The method involves receiving an initial image and user input to select objects for modification. A user-selected mask is generated to identify these objects. The diffusion model then uses the textual request, depth map, and mask to produce an output image. This model is specifically trained to avoid modifying human pixels, ensuring that human subjects remain unchanged while other elements are modified according to the user's request.

Training the Model

Training the diffusion model involves using data that includes initial images with selected objects, textual requests, and depth maps. The model is trained to generate images that satisfy these conditions without altering human pixels.

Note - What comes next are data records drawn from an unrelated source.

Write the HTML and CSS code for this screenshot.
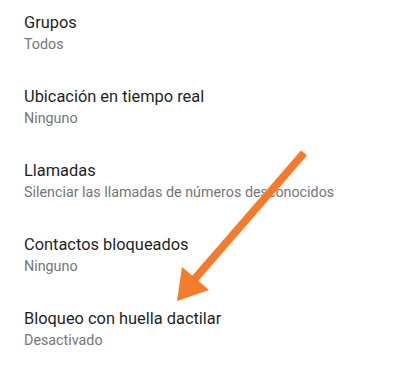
FILE: index.html
```html
<!DOCTYPE html>
<html>
<head>
<meta charset="utf-8">
<link rel="stylesheet" href="styles.css">
</head>
<body>
<div class="list">
  <div class="row"><div class="title">Grupos</div><div class="sub">Todos</div></div>
  <div class="row"><div class="title">Ubicación en tiempo real</div><div class="sub">Ninguno</div></div>
  <div class="row"><div class="title">Llamadas</div><div class="sub">Silenciar las llamadas de números desconocidos</div></div>
  <div class="row"><div class="title">Contactos bloqueados</div><div class="sub">Ninguno</div></div>
  <div class="row"><div class="title">Bloqueo con huella dactilar</div><div class="sub">Desactivado</div></div>
</div>
<svg class="arrow" width="400" height="374" viewBox="0 0 400 374">
  <line x1="304" y1="153" x2="192" y2="282" stroke="#f47a2c" stroke-width="8" stroke-linecap="butt"/>
  <polygon points="177,301 182,267 209,290" fill="#f47a2c"/>
</svg>
</body>
</html>
```
FILE: styles.css
```css
html, body {
  margin: 0;
  padding: 0;
  background: #ffffff;
}
body {
  position: relative;
  width: 400px;
  height: 374px;
  overflow: hidden;
  font-family: Roboto, "Noto Sans", sans-serif;
}
.list {
  display: flex;
  flex-direction: column;
}
.row {
  height: 74px;
  box-sizing: border-box;
  padding: 13px 24px 0 24px;
  display: flex;
  flex-direction: column;
  gap: 1px;
}
.title {
  font-size: 16.4px;
  line-height: 20px;
  color: #1f1f1f;
  white-space: nowrap;
}
.sub {
  font-size: 14.3px;
  line-height: 20px;
  color: #767676;
  white-space: nowrap;
}
.arrow {
  position: absolute;
  left: 0;
  top: 0;
  pointer-events: none;
}
```
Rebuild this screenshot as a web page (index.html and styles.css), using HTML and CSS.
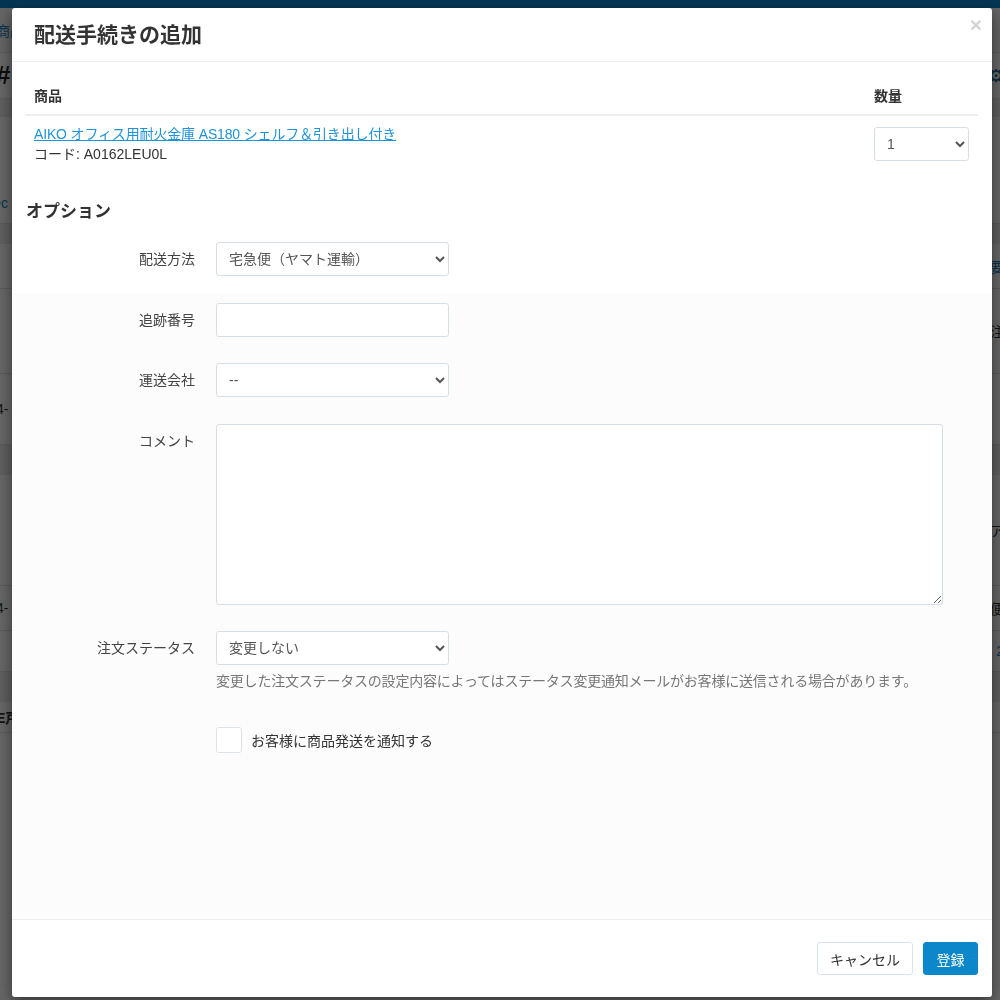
FILE: index.html
```html
<!DOCTYPE html>
<html lang="ja">
<head>
  <meta charset="utf-8">
  <title>配送手続きの追加</title>
  <link rel="stylesheet" href="styles.css">
</head>
<body>
  <div class="page">
    <div class="topbar"></div>
    <div class="bg-row r-crumb"><span class="bg-link">商品</span><span></span></div>
    <div class="bg-row r-title"><span class="bg-hash">#</span><span class="bg-gear">&#9881;</span></div>
    <div class="bg-band r-b1"></div>
    <div class="bg-row r-a"><span class="bg-link">&bull;c</span><span></span></div>
    <div class="bg-band r-b2"></div>
    <div class="bg-row r-c"><span></span><span class="bg-link">要</span></div>
    <div class="bg-row r-d"><span></span><span>注</span></div>
    <div class="bg-row r-e"><span>4-</span><span></span></div>
    <div class="bg-band r-b3"></div>
    <div class="bg-row r-f"><span></span><span>ア</span></div>
    <div class="bg-row r-g"><span>4-</span><span>便</span></div>
    <div class="bg-row r-h"><span></span><span class="bg-link">2</span></div>
    <div class="bg-band r-b4"></div>
    <div class="bg-row r-i"><span class="bg-bold">E戸</span><span></span></div>
  </div>

  <div class="backdrop"></div>

  <div class="modal">
    <div class="modal-header">
      <h4 class="modal-title">配送手続きの追加</h4>
      <button class="close" type="button">&times;</button>
    </div>

    <div class="modal-body">
      <table class="items">
        <thead>
          <tr>
            <th>商品</th>
            <th class="qty-col">数量</th>
          </tr>
        </thead>
        <tbody>
          <tr>
            <td>
              <a href="#" class="product-link">AIKO オフィス用耐火金庫 AS180 シェルフ＆引き出し付き</a>
              <div class="code">コード: A0162LEU0L</div>
            </td>
            <td class="qty-col">
              <select class="ctl qty">
                <option>1</option>
              </select>
            </td>
          </tr>
        </tbody>
      </table>

      <h3 class="section-title">オプション</h3>

      <div class="form">
        <label class="form-label" for="method">配送方法</label>
        <div>
          <select id="method" class="ctl short">
            <option>宅急便（ヤマト運輸）</option>
          </select>
        </div>

        <label class="form-label" for="tracking">追跡番号</label>
        <div>
          <input id="tracking" class="ctl short" type="text">
        </div>

        <label class="form-label" for="carrier">運送会社</label>
        <div>
          <select id="carrier" class="ctl short">
            <option>--</option>
          </select>
        </div>

        <label class="form-label" for="comment">コメント</label>
        <div>
          <textarea id="comment" class="ctl comment"></textarea>
        </div>

        <label class="form-label" for="status">注文ステータス</label>
        <div>
          <select id="status" class="ctl short">
            <option>変更しない</option>
          </select>
          <p class="help">変更した注文ステータスの設定内容によってはステータス変更通知メールがお客様に送信される場合があります。</p>
        </div>

        <div></div>
        <label class="check-row">
          <span class="check-box"></span>
          <span>お客様に商品発送を通知する</span>
        </label>
      </div>
    </div>

    <div class="modal-footer">
      <button class="btn btn-default" type="button">キャンセル</button>
      <button class="btn btn-primary" type="button">登録</button>
    </div>
  </div>
</body>
</html>
```

FILE: styles.css
```css
html,
body {
  margin: 0;
  padding: 0;
  height: 100%;
}

body {
  font-family: "Liberation Sans", "Noto Sans CJK JP", sans-serif;
  font-size: 14px;
  color: #333333;
  background-color: #ffffff;
  overflow: hidden;
}

/* Page behind the dialog */

.page {
  display: flex;
  flex-direction: column;
}

.topbar {
  height: 8px;
  background-color: #0a87d0;
}

.bg-row {
  display: flex;
  justify-content: space-between;
  align-items: center;
  margin: 0 -4px;
  border-bottom: 1px solid #e4e4e4;
  font-size: 14px;
  color: #333333;
}

.bg-band {
  background-color: #ececec;
}

.bg-link {
  color: #1a7fc1;
}

.bg-hash {
  font-size: 26px;
  font-weight: bold;
  color: #222222;
}

.bg-gear {
  font-size: 18px;
  color: #15628f;
}

.bg-bold {
  font-weight: bold;
}

.r-crumb { height: 44px; background-color: #f9f9f9; }
.r-title { height: 45px; }
.r-b1 { height: 18px; }
.r-a { height: 106px; align-items: flex-end; }
.r-a span { margin-bottom: 12px; }
.r-b2 { height: 20px; }
.r-c { height: 44px; }
.r-d { height: 84px; }
.r-e { height: 70px; }
.r-b3 { height: 30px; }
.r-f { height: 110px; }
.r-g { height: 44px; }
.r-h { height: 40px; }
.r-b4 { height: 30px; }
.r-i { height: 30px; }

.backdrop {
  position: fixed;
  inset: 0;
  background-color: rgba(0, 0, 0, 0.6);
}

/* Dialog */

.modal {
  position: fixed;
  top: 8px;
  left: 12px;
  width: 980px;
  height: 989px;
  display: flex;
  flex-direction: column;
  background-color: #ffffff;
  border-radius: 3px;
  box-shadow: 0 5px 15px rgba(0, 0, 0, 0.5);
}

.modal-header {
  display: flex;
  justify-content: space-between;
  align-items: flex-start;
  padding: 15px 10px 14px 22px;
  border-bottom: 1px solid #eeeeee;
}

.modal-title {
  margin: 0;
  font-size: 21px;
  line-height: 24px;
  font-weight: bold;
  color: #333333;
}

.close {
  margin-top: -9px;
  padding: 0;
  border: none;
  background: none;
  font-family: "Liberation Sans", sans-serif;
  font-size: 21px;
  font-weight: bold;
  line-height: 1;
  color: #d4d4d4;
  cursor: pointer;
}

.modal-body {
  flex: 1;
  padding: 16px 14px 0 13px;
  background: linear-gradient(to bottom, #ffffff 0, #ffffff 231px, #fcfcfc 231px);
}

.items {
  width: 100%;
  border-collapse: collapse;
}

.items th {
  padding: 8px 9px;
  line-height: 20px;
  text-align: left;
  font-weight: bold;
  color: #333333;
  border-bottom: 2px solid #eeeeee;
}

.items td {
  padding: 8px 8px 8px 9px;
  line-height: 20px;
  vertical-align: top;
}

.items .qty-col {
  width: 95px;
}

.product-link {
  color: #1f93d8;
  text-decoration: underline;
  letter-spacing: -0.15px;
}

.code {
  color: #333333;
}

.section-title {
  margin: 28px 0 18px 1px;
  font-size: 17px;
  line-height: 24px;
  font-weight: bold;
  color: #333333;
}

.form {
  display: grid;
  grid-template-columns: 170px 1fr;
  column-gap: 21px;
  row-gap: 26.5px;
}

.form-label {
  padding-top: 7px;
  line-height: 20px;
  text-align: right;
  color: #444444;
}

.ctl {
  box-sizing: border-box;
  height: 34px;
  padding: 6px 8px;
  border: 1px solid #d5dde6;
  border-radius: 3px;
  background-color: #ffffff;
  font-family: inherit;
  font-size: 14px;
  color: #555555;
}

.short {
  width: 233px;
}

.qty {
  width: 95px;
  margin-top: 3px;
}

.comment {
  display: block;
  width: 727px;
  height: 181px;
}

.help {
  margin: 6px 0 0;
  line-height: 20px;
  color: #777777;
  letter-spacing: -0.2px;
}

.check-row {
  display: flex;
  align-items: center;
  gap: 9px;
  margin-top: 9px;
  color: #333333;
}

.check-box {
  box-sizing: border-box;
  width: 26px;
  height: 26px;
  border: 1px solid #dde2e8;
  border-radius: 3px;
  background-color: #ffffff;
}

.modal-footer {
  display: flex;
  justify-content: flex-end;
  gap: 10px;
  padding: 22px 14px;
  border-top: 1px solid #eeeeee;
}

.btn {
  box-sizing: border-box;
  height: 33px;
  padding: 0 12px;
  border-radius: 3px;
  font-family: inherit;
  font-size: 14px;
  cursor: pointer;
}

.btn-default {
  width: 96px;
  border: 1px solid #dde3ea;
  background-color: #ffffff;
  color: #333333;
}

.btn-primary {
  width: 55px;
  border: 1px solid #0b87ca;
  background-color: #0b87ca;
  color: #ffffff;
}
```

This process involves iterative generation and comparison of output images against ground truth images until a predefined accuracy threshold is met. The training also incorporates segmentation masks and classifier-free guidance to maintain structural integrity.

Implementation and Use

The technology is implemented through a computer-readable medium containing instructions for executing the method. User interactions, such as tapping or textual identification, help select objects for modification. The system can perform object recognition to identify human elements, applying preserving masks to prevent their modification. This ensures that the output image retains the essence of the initial image while satisfying the user's modification requests.